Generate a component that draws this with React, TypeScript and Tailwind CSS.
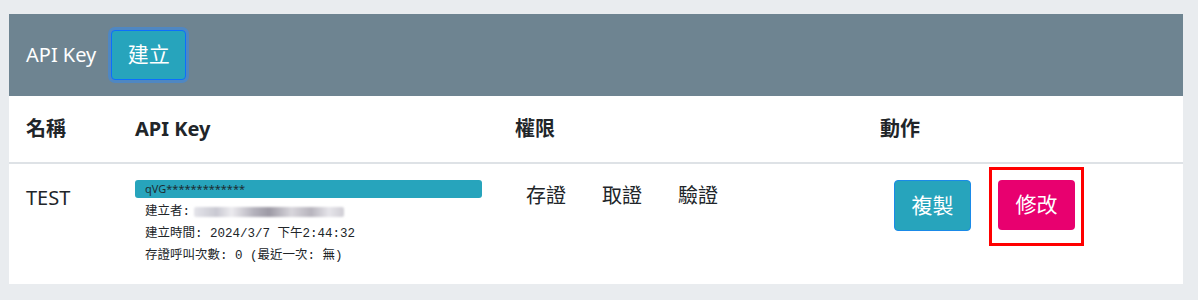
import React from "react";

const sans = { fontFamily: '"Noto Sans", "Noto Sans CJK TC", sans-serif' };
const mono = { fontFamily: '"Liberation Mono", "Noto Sans CJK TC", monospace' };

export default function App() {
  return (
    <div className="h-[300px] w-[1198px] bg-[#e9ecef] pl-[9px] pr-[15px] pt-[14px] pb-[16px]" style={sans}>
      <div className="flex h-full flex-col bg-white">
        {/* card header */}
        <div className="flex h-[82px] items-center bg-[#6e8491] pl-[17px]">
          <span className="text-[20px] leading-none text-white">API Key</span>
          <button className="ml-[15px] flex h-[50px] w-[75px] items-center justify-center rounded-[4px] border border-[#0d6efd] bg-[#27a4bc] text-[21px] text-white shadow-[0_0_0_3px_#4f87c2]">
            建立
          </button>
        </div>
        {/* table header */}
        <div className="grid h-[68px] grid-cols-[109px_380px_365px_1fr] items-center border-b-2 border-[#dee2e6] text-[20px] font-bold text-[#212529]">
          <div className="pl-[17px]">名稱</div>
          <div className="pl-[17px]">API Key</div>
          <div className="pl-[17px]">權限</div>
          <div className="pl-[17px]">動作</div>
        </div>
        {/* body row */}
        <div className="grid flex-1 grid-cols-[109px_380px_365px_1fr] pt-[16px] text-[#212529]">
          <div className="pl-[17px] pt-[3px] text-[20px] leading-[30px]">TEST</div>
          <div className="pl-[17px]">
            <div className="flex h-[18px] w-[347px] items-center rounded-[3px] bg-[#27a4bc] pl-[10px] text-[11px] text-[#1d2d33]">
              qVG*************
            </div>
            <div className="pl-[10px] pt-[3px] text-[12.5px] leading-[22px] text-[#212529]" style={mono}>
              <div className="flex items-center">
                <span>建立者: </span>
                <span className="ml-[4px] h-[10px] w-[150px] rounded-[2px] bg-[linear-gradient(90deg,#e4e4ea,#c9c9d2_15%,#ecebef_25%,#b4b2bc_40%,#9d9aa5_50%,#d8d6dc_65%,#b7b4bd_78%,#e6e5ea_90%,#cfcdd4)] blur-[1px]"></span>
              </div>
              <div>建立時間: 2024/3/7 下午2:44:32</div>
              <div>存證呼叫次數: 0 (最近一次: 無)</div>
            </div>
          </div>
          <div className="flex gap-[36px] pl-[28px] pt-[1px] text-[20px] leading-[30px]">
            <span>存證</span>
            <span>取證</span>
            <span>驗證</span>
          </div>
          <div className="flex items-start pl-[31px]">
            <button className="flex h-[51px] w-[77px] items-center justify-center rounded-[4px] border border-[#1a8ae8] bg-[#27a4bc] text-[21px] text-white">
              複製
            </button>
            <div className="relative ml-[27px]">
              <button className="flex h-[50px] w-[77px] items-center justify-center rounded-[4px] bg-[#e8006f] text-[21px] text-white">
                修改
              </button>
              <div className="pointer-events-none absolute -top-[13px] -bottom-[16px] -left-[9px] -right-[9px] border-[3px] border-[#ff0000]"></div>
            </div>
          </div>
        </div>
      </div>
    </div>
  );
}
****************************************
__Problem__.
Drop the images and repeat the data exactly.

__The answer__.
Generate a component that draws this with React, TypeScript and Tailwind CSS.
import React from "react";

const sans = { fontFamily: '"Noto Sans", "Noto Sans CJK TC", sans-serif' };
const mono = { fontFamily: '"Liberation Mono", "Noto Sans CJK TC", monospace' };

export default function App() {
  return (
    <div className="h-[300px] w-[1198px] bg-[#e9ecef] pl-[9px] pr-[15px] pt-[14px] pb-[16px]" style={sans}>
      <div className="flex h-full flex-col bg-white">
        {/* card header */}
        <div className="flex h-[82px] items-center bg-[#6e8491] pl-[17px]">
          <span className="text-[20px] leading-none text-white">API Key</span>
          <button className="ml-[15px] flex h-[50px] w-[75px] items-center justify-center rounded-[4px] border border-[#0d6efd] bg-[#27a4bc] text-[21px] text-white shadow-[0_0_0_3px_#4f87c2]">
            建立
          </button>
        </div>
        {/* table header */}
        <div className="grid h-[68px] grid-cols-[109px_380px_365px_1fr] items-center border-b-2 border-[#dee2e6] text-[20px] font-bold text-[#212529]">
          <div className="pl-[17px]">名稱</div>
          <div className="pl-[17px]">API Key</div>
          <div className="pl-[17px]">權限</div>
          <div className="pl-[17px]">動作</div>
        </div>
        {/* body row */}
        <div className="grid flex-1 grid-cols-[109px_380px_365px_1fr] pt-[16px] text-[#212529]">
          <div className="pl-[17px] pt-[3px] text-[20px] leading-[30px]">TEST</div>
          <div className="pl-[17px]">
            <div className="flex h-[18px] w-[347px] items-center rounded-[3px] bg-[#27a4bc] pl-[10px] text-[11px] text-[#1d2d33]">
              qVG*************
            </div>
            <div className="pl-[10px] pt-[3px] text-[12.5px] leading-[22px] text-[#212529]" style={mono}>
              <div className="flex items-center">
                <span>建立者: </span>
                <span className="ml-[4px] h-[10px] w-[150px] rounded-[2px] bg-[linear-gradient(90deg,#e4e4ea,#c9c9d2_15%,#ecebef_25%,#b4b2bc_40%,#9d9aa5_50%,#d8d6dc_65%,#b7b4bd_78%,#e6e5ea_90%,#cfcdd4)] blur-[1px]"></span>
              </div>
              <div>建立時間: 2024/3/7 下午2:44:32</div>
              <div>存證呼叫次數: 0 (最近一次: 無)</div>
            </div>
          </div>
          <div className="flex gap-[36px] pl-[28px] pt-[1px] text-[20px] leading-[30px]">
            <span>存證</span>
            <span>取證</span>
            <span>驗證</span>
          </div>
          <div className="flex items-start pl-[31px]">
            <button className="flex h-[51px] w-[77px] items-center justify-center rounded-[4px] border border-[#1a8ae8] bg-[#27a4bc] text-[21px] text-white">
              複製
            </button>
            <div className="relative ml-[27px]">
              <button className="flex h-[50px] w-[77px] items-center justify-center rounded-[4px] bg-[#e8006f] text-[21px] text-white">
                修改
              </button>
              <div className="pointer-events-none absolute -top-[13px] -bottom-[16px] -left-[9px] -right-[9px] border-[3px] border-[#ff0000]"></div>
            </div>
          </div>
        </div>
      </div>
    </div>
  );
}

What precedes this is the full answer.